The St Etienne supporters telepathically share their disappointment so they don’t have to stop urging their team on vocally. The game heads on into the four minutes time added on by Monsieur Miguelgorry because of all the recumbent Rennes players lying prone on the turf. Justice is served however as in the second minute of this additional time a corner to St Etienne is headed across goal by captain Loic Perrin and Gabriel Silva hooks a splendid, athletic volley into the roof of the Rennes net. The ultras surge to the front of the stand and we are all consumed in the extreme, noisy, joyfulness of the moment. It somehow feels like St Etienne have scored twice in one go.
Half-time comes and I look around a bit. I am impressed by the signs for the toilets which feature a very stylish, well dressed and attractive looking couple; after they’ve emptied their bladders I’d be happy to spend time with either of them.
The second half begins and the ultras sing something containing the words ‘Ally Ally O’ and it reminds me of Rita Tushingham and Dora Bryan in A Taste of Honey and a time when Britain made films as artful as the French. But my reverie is disturbed eight minutes in to the new half as a cross and a perceived shove sees another Rennes player in a crumpled mess and a penalty kick later Rennes lead 2-1 through Wahbi Khazri. Monsieur Miguelgarry bought it again. How we boo those Breton bastards and their superior acting skills. But life and football and the match carry on and St Etienne and their fans continue to excite and eventually their pressure pays off as the Stade Rennais goalkeeper Tomas Koubek appears to snatch at the ankles of Lois Diony and Jonathan Bamba equalises with another penalty kick. The noise of drums and chants doesn’t let up and although Stephane Ruffier has to make a brilliant diving reaction save, pushing the ball away off a post, St Etienne continue to dominate. With less than ten minutes to go Kevin Monnet-Paquet’s header is clawed away from the top corner by Tomas Koubek sailing across his goal like a runaway kite in shorts and football shirt. In the final minute Monsieur Miguelgarry cements his place in the hearts of the St Etienne fans as a grosse merde as he sends off Gabriel Silva whilst another Oscar deserving Breton lies prostrate on the grass.

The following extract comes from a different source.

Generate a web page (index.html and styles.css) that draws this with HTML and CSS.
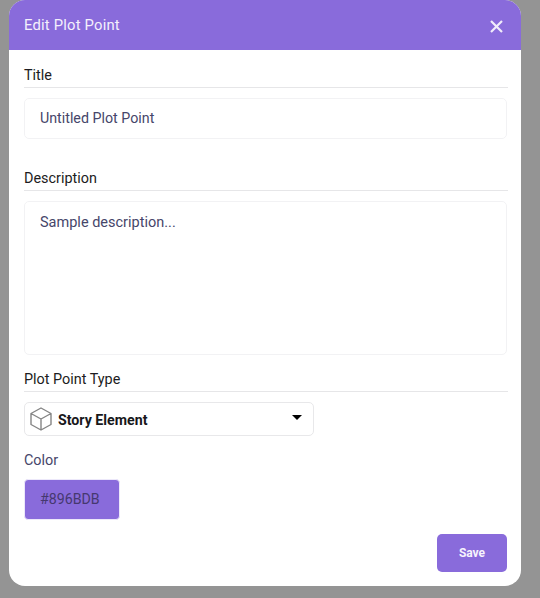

The game ends in a draw and it has been bloody marvellous, even though I had wanted St Etienne to win. I have fulfilled my wish to see St Etienne play a match at Stade Geoffroy-Guichard and now I can’t wait to come back and see another one. This was a real football match, better than anything I have ever witnessed in England; the football wasn’t of the highest quality, although good enough, and these aren’t the world’s best players, but the supporters are the very, very best. I will return. Allez les Verts!